I don't think I'm alone. As Tim Cook and company demoed the watch I noticed a number of people growing uneasy about the emphasis on notifications.

How the Apple Watch helps us navigate these notifications and sense of unease likely will determine the watch's future. Some, like TechCrunch's Matthew Panzarino, are hopeful that the watch will actually reduce notifications clutter, giving us back time from staring at our screens. You don't have to open your phone to see that you got a non-urgent text from your great-aunt or that House of Cards is now streaming on Netflix. You can simply swipe away, no harm done. Or maybe you can quickly shoot off a text via voice memo to tell your spouse you're running late without having to dig your phone out of your purse. Or better yet, send haptic confirmation that you are indeed living and breathing by sending your heartbeat to a loved one's wrist. Brilliant. The future made simple!

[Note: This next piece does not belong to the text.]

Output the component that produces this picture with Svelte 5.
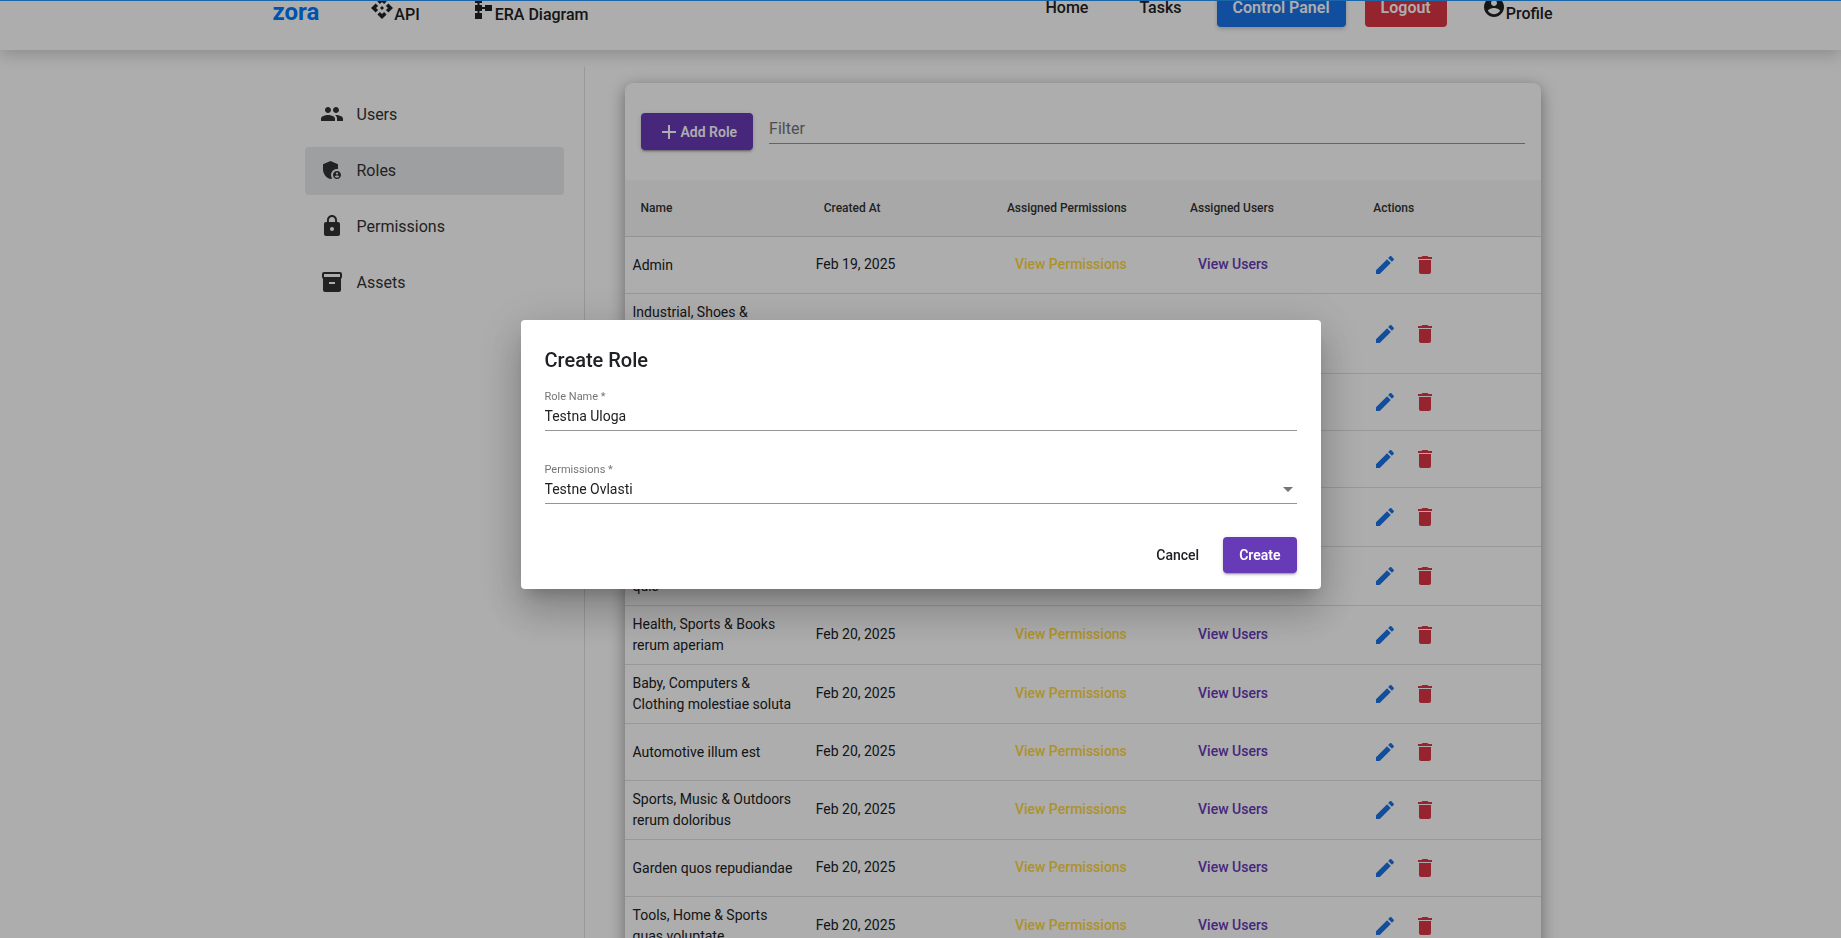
<script>
  const icons = {
    api: 'M14 12l-2 2-2-2 2-2 2 2zM12 6l2.12 2.12 2.5-2.5L12 1 7.38 5.62l2.5 2.5L12 6zM6 12l2.12-2.12-2.5-2.5L1 12l4.62 4.62 2.5-2.5L6 12zM18 12l-2.12 2.12 2.5 2.5L23 12l-4.62-4.62-2.5 2.5L18 12zM12 18l-2.12-2.12-2.5 2.5L12 23l4.62-4.62-2.5-2.5L12 18z',
    schema: 'M14 9v2h-3V9H8.5V7H11V1H4v6h2.5v2H4v6h2.5v2H4v6h7v-6H8.5v-2H11v-2h3v2h7V9z',
    account: 'M12 2C6.48 2 2 6.48 2 12s4.48 10 10 10 10-4.48 10-10S17.52 2 12 2zm0 3c1.66 0 3 1.34 3 3s-1.34 3-3 3-3-1.34-3-3 1.34-3 3-3zm0 14.2c-2.5 0-4.71-1.28-6-3.22.03-1.99 4-3.08 6-3.08 1.99 0 5.97 1.09 6 3.08-1.29 1.94-3.5 3.22-6 3.22z',
    users: 'M16 11c1.66 0 2.99-1.34 2.99-3S17.66 5 16 5s-3 1.34-3 3 1.34 3 3 3zm-8 0c1.66 0 2.99-1.34 2.99-3S9.66 5 8 5 5 6.34 5 8s1.34 3 3 3zm0 2c-2.33 0-7 1.17-7 3.5V19h14v-2.5c0-2.33-4.67-3.5-7-3.5zm8 0c-.29 0-.62.02-.97.05 1.16.84 1.97 1.97 1.97 3.45V19h6v-2.5c0-2.33-4.67-3.5-7-3.5z',
    roles: 'M17 11c.34 0 .67.04 1 .09V6.27L10.5 3 3 6.27v4.91c0 4.54 3.2 8.79 7.5 9.82.55-.13 1.08-.32 1.6-.55-.69-.98-1.1-2.17-1.1-3.45 0-3.31 2.69-6 6-6zM17 13c-2.21 0-4 1.79-4 4s1.79 4 4 4 4-1.79 4-4-1.79-4-4-4zm0 1.38c.62 0 1.12.51 1.12 1.12s-.51 1.12-1.12 1.12-1.12-.51-1.12-1.12.5-1.12 1.12-1.12zm0 5.37c-.93 0-1.74-.46-2.24-1.17.05-.72 1.51-1.08 2.24-1.08s2.19.36 2.24 1.08c-.5.71-1.31 1.17-2.24 1.17z',
    lock: 'M18 8h-1V6c0-2.76-2.24-5-5-5S7 3.24 7 6v2H6c-1.1 0-2 .9-2 2v10c0 1.1.9 2 2 2h12c1.1 0 2-.9 2-2V10c0-1.1-.9-2-2-2zm-6 9c-1.1 0-2-.9-2-2s.9-2 2-2 2 .9 2 2-.9 2-2 2zm3.1-9H8.9V6c0-1.71 1.39-3.1 3.1-3.1s3.1 1.39 3.1 3.1v2z',
    assets: 'M20 2H4c-1 0-2 .9-2 2v3.01c0 .72.43 1.34 1 1.69V20c0 1.1 1.1 2 2 2h14c.9 0 2-.9 2-2V8.7c.57-.35 1-.97 1-1.69V4c0-1.1-1-2-2-2zm-5 12H9v-2h6v2zm5-7H4V4h16v3z',
    add: 'M19 13h-6v6h-2v-6H5v-2h6V5h2v6h6v2z',
    edit: 'M3 17.25V21h3.75L17.81 9.94l-3.75-3.75L3 17.25zM20.71 7.04c.39-.39.39-1.02 0-1.41l-2.34-2.34c-.39-.39-1.02-.39-1.41 0l-1.83 1.83 3.75 3.75 1.83-1.83z',
    trash: 'M6 19c0 1.1.9 2 2 2h8c1.1 0 2-.9 2-2V7H6v12zM19 4h-3.5l-1-1h-5l-1 1H5v2h14V4z'
  };

  const sections = [
    { label: 'Users', icon: 'users' },
    { label: 'Roles', icon: 'roles', active: true },
    { label: 'Permissions', icon: 'lock' },
    { label: 'Assets', icon: 'assets' }
  ];

  const columns = ['Name', 'Created At', 'Assigned Permissions', 'Assigned Users', 'Actions'];

  const roles = [
    { name: 'Admin', created: 'Feb 19, 2025' },
    { name: 'Industrial, Shoes & Electronics consequatur voluptas', created: 'Feb 20, 2025' },
    { name: 'Toys et natus', created: 'Feb 20, 2025' },
    { name: 'Grocery quia', created: 'Feb 20, 2025' },
    { name: 'Games, Music & Home dolores', created: 'Feb 20, 2025' },
    { name: 'Outdoors & Electronics quis', created: 'Feb 20, 2025' },
    { name: 'Health, Sports & Books rerum aperiam', created: 'Feb 20, 2025' },
    { name: 'Baby, Computers & Clothing molestiae soluta', created: 'Feb 20, 2025' },
    { name: 'Automotive illum est', created: 'Feb 20, 2025' },
    { name: 'Sports, Music & Outdoors rerum doloribus', created: 'Feb 20, 2025' },
    { name: 'Garden quos repudiandae', created: 'Feb 20, 2025' },
    { name: 'Tools, Home & Sports quas voluptate', created: 'Feb 20, 2025' }
  ];

  let filter = $state('');
  let roleName = $state('Testna Uloga');
  let permission = $state('Testne Ovlasti');
</script>

{#snippet icon(name)}
  <svg class="icon" viewBox="0 0 24 24" width="24" height="24" fill="currentColor" aria-hidden="true">
    <path d={icons[name]} />
  </svg>
{/snippet}

<div class="page">
  <header class="topbar">
    <div class="topbar-inner">
      <nav class="nav-group nav-left" aria-label="Documentation">
        <a class="brand" href="#home">zora</a>
        <a class="nav-link" href="#api">{@render icon('api')}API</a>
        <a class="nav-link" href="#era">{@render icon('schema')}ERA Diagram</a>
      </nav>
      <nav class="nav-group nav-right" aria-label="Main">
        <a class="nav-link" href="#home">Home</a>
        <a class="nav-link" href="#tasks">Tasks</a>
        <a class="nav-link nav-button primary" href="#control">Control Panel</a>
        <button class="nav-link nav-button danger" type="button">Logout</button>
        <a class="nav-link profile" href="#profile">{@render icon('account')}Profile</a>
      </nav>
    </div>
  </header>

  <div class="content">
    <aside class="sidebar">
      {#each sections as s}
        <a class="side-link" class:active={s.active} href="#{s.label.toLowerCase()}">
          {@render icon(s.icon)}
          <span>{s.label}</span>
        </a>
      {/each}
    </aside>

    <main class="card">
      <div class="toolbar">
        <button class="button raised add" type="button">{@render icon('add')}Add Role</button>
        <input class="filter" type="text" placeholder="Filter" aria-label="Filter" bind:value={filter} />
      </div>
      <table>
        <thead>
          <tr>
            {#each columns as c}<th scope="col">{c}</th>{/each}
          </tr>
        </thead>
        <tbody>
          {#each roles as r}
            <tr>
              <td>{r.name}</td>
              <td class="raised-line">{r.created}</td>
              <td class="raised-line"><button class="button view-permissions" type="button">View Permissions</button></td>
              <td class="raised-line"><button class="button view-users" type="button">View Users</button></td>
              <td>
                <div class="actions">
                  <button class="icon-button edit" type="button" aria-label="Edit">{@render icon('edit')}</button>
                  <button class="icon-button delete" type="button" aria-label="Delete">{@render icon('trash')}</button>
                </div>
              </td>
            </tr>
          {/each}
        </tbody>
      </table>
    </main>
  </div>
</div>

<div class="backdrop">
  <form class="dialog" role="dialog" aria-modal="true" aria-labelledby="dialog-title">
    <h2 id="dialog-title">Create Role</h2>
    <div class="field">
      <label for="role-name">Role Name *</label>
      <input id="role-name" type="text" required bind:value={roleName} />
    </div>
    <div class="field">
      <label for="role-permissions">Permissions *</label>
      <div class="select-box">
        <select id="role-permissions" required bind:value={permission}>
          <option>Testne Ovlasti</option>
        </select>
        <svg class="arrow" viewBox="0 0 10 5" width="10" height="5" aria-hidden="true"><path d="M0 0h10L5 5z" fill="#757575" /></svg>
      </div>
    </div>
    <div class="dialog-actions">
      <button class="button" type="button">Cancel</button>
      <button class="button raised" type="button">Create</button>
    </div>
  </form>
</div>
<div class="progress"></div>

<style>
  :global(body) {
    background: #fff;
    color: #202124;
    font-family: Roboto, 'Liberation Sans', sans-serif;
  }

  .page,
  .page *,
  .backdrop,
  .backdrop * {
    box-sizing: border-box;
  }

  .page {
    height: 100vh;
    overflow: hidden;
    display: flex;
    flex-direction: column;
  }

  a {
    color: inherit;
    text-decoration: none;
  }

  button,
  input,
  select {
    font-family: inherit;
  }

  button {
    border: 0;
    background: none;
    cursor: pointer;
  }

  .icon {
    flex: none;
  }

  /* Top bar, scrolled partly out of view */
  .topbar {
    flex: none;
    height: 86px;
    margin-top: -36px;
    background: #fff;
    box-shadow: 0 4px 16px rgba(0, 0, 0, 0.2);
  }

  .topbar-inner {
    max-width: 1320px;
    height: 100%;
    margin: 0 auto;
    padding: 0 12px;
    box-sizing: border-box;
    display: flex;
    justify-content: space-between;
    align-items: center;
  }

  .nav-group {
    display: flex;
    align-items: baseline;
    gap: 19px;
  }

  .nav-left {
    padding-top: 6px;
  }

  .brand {
    padding-right: 16px;
    font-size: 24px;
    font-weight: 700;
    color: #007bff;
  }

  .nav-link {
    padding: 9px 16px 7px;
    font-size: 16px;
    line-height: 24px;
    font-weight: 500;
  }

  .nav-right {
    align-items: center;
  }

  .nav-button {
    color: #fff;
    font-weight: 600;
    border-radius: 4px;
  }

  .primary {
    background: #1a73e8;
    box-shadow: 0 2px 4px rgba(0, 0, 0, 0.2);
  }

  .danger {
    background: #dc3545;
  }

  .profile {
    padding-top: 14px;
  }

  .content {
    flex: 1;
    width: 100%;
    max-width: 1280px;
    margin: 0 auto;
    padding: 17px 20px 0 0;
    display: flex;
    gap: 40px;
  }

  .sidebar {
    flex: none;
    width: 304px;
    padding: 24px 20px 0 24px;
    border-right: 1px solid rgba(0, 0, 0, 0.12);
    display: flex;
    flex-direction: column;
    gap: 8px;
  }

  .side-link {
    height: 48px;
    padding: 0 15px 2px;
    border-radius: 4px;
    display: flex;
    align-items: center;
    gap: 13px;
    font-size: 16px;
    color: #333;
  }

  .active {
    background: #e8eaed;
  }

  .card {
    flex: 1;
    min-width: 0;
    align-self: flex-start;
    margin-top: 16px;
    background: #fff;
    border-radius: 8px;
    box-shadow: 0 4px 16px rgba(0, 0, 0, 0.4);
  }

  .toolbar {
    display: flex;
    align-items: flex-start;
    gap: 16px;
    padding: 30px 16px;
  }

  .button {
    height: 36px;
    padding: 0 16px;
    border-radius: 4px;
    font-size: 14px;
    font-weight: 500;
    color: #202124;
  }

  .raised {
    background: #673ab7;
    color: #fff;
    font-weight: 600;
    box-shadow:
      0 3px 1px -2px rgba(0, 0, 0, 0.2),
      0 2px 2px rgba(0, 0, 0, 0.14),
      0 1px 5px rgba(0, 0, 0, 0.12);
  }

  .add {
    height: 37px;
    display: flex;
    align-items: center;
  }

  .filter {
    flex: 1;
    min-width: 0;
    height: 31px;
    padding: 1px 0 0;
    border: 0;
    border-bottom: 1px solid #949494;
    background: none;
    font-size: 16px;
    outline: none;
  }

  .filter::placeholder {
    color: #757575;
  }

  table {
    width: 100%;
    table-layout: fixed;
    border-collapse: separate;
    border-spacing: 0;
  }

  th {
    height: 57px;
    padding: 0 16px;
    background: #f8f8f8;
    border-bottom: 1px solid rgba(0, 0, 0, 0.12);
    font-size: 12px;
    font-weight: 500;
    text-align: left;
    white-space: nowrap;
    color: #333;
  }

  td {
    padding: 8px;
    border-bottom: 1px solid rgba(0, 0, 0, 0.12);
    font-size: 14px;
    line-height: 21px;
    vertical-align: middle;
  }

  .raised-line {
    padding: 7px 8px 9px;
  }

  td .button {
    display: block;
    white-space: nowrap;
  }

  .view-permissions {
    color: #ffd740;
  }

  .view-users {
    color: #673ab7;
  }

  .actions {
    display: flex;
  }

  .icon-button {
    width: 40px;
    height: 40px;
    padding: 8px;
    line-height: 0;
  }

  .edit {
    color: #1a73e8;
  }

  .delete {
    color: #dc3545;
  }

  .backdrop {
    position: fixed;
    inset: 0;
    padding-bottom: 29px;
    background: rgba(0, 0, 0, 0.32);
    display: flex;
    align-items: center;
    justify-content: center;
  }

  .dialog {
    width: 800px;
    max-width: 90vw;
    padding: 24px 24px 16px;
    background: #fff;
    border-radius: 4px;
    box-shadow:
      0 11px 15px -7px rgba(0, 0, 0, 0.2),
      0 24px 38px 3px rgba(0, 0, 0, 0.14),
      0 9px 46px 8px rgba(0, 0, 0, 0.12);
  }

  h2 {
    margin: 0 0 12px;
    font-size: 20px;
    line-height: 32px;
    font-weight: 500;
  }

  .field {
    margin-bottom: 30px;
  }

  .field label {
    display: block;
    height: 16px;
    font-size: 11px;
    line-height: 18px;
    color: #757575;
  }

  .field input,
  .field select {
    display: block;
    width: 100%;
    height: 27px;
    padding: 0 0 2px;
    border: 0;
    border-bottom: 1px solid #949494;
    border-radius: 0;
    background: none;
    font-size: 14px;
    color: #202124;
    outline: none;
    appearance: none;
  }

  .select-box {
    position: relative;
  }

  .arrow {
    position: absolute;
    right: 4px;
    top: 10px;
    pointer-events: none;
  }

  .dialog-actions {
    display: flex;
    justify-content: flex-end;
    gap: 8px;
    padding-top: 3px;
  }

  .progress {
    position: fixed;
    inset: 0 0 auto;
    height: 1px;
    background: #1b66a8;
  }
</style>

That very well might be the case. And honestly, I hope it is. Right now I'm looking for pretty much any excuse to look at my phone less, save for awkward social encounters where I use it as an aluminum and glass shield to pretend I'm the busiest person in the world. But right now, I can't seem to get past the worry that Apple's Next Best And Brightest Thing is designed for a future that I don't particularly want to inhabit. A pingy, buzzy, always visible, always on future that I'll have to enter begrudgingly.

Again, I hope I'm wrong. Apple products have been a huge part of my personal and professional life and I love how, at their best, they feel like they're propelling me toward an exciting future. The first time I held an iPod and an iPhone in my hand I remember feeling a profound sense of liberation. It was freedom from precarious towers and binders of CDs and freedom from the tether of a desktop computer. I hope the Apple Watch continues that trend, liberating us from its last world-changing piece of hardware and not further restraining us with a shiny new stainless steel handcuff.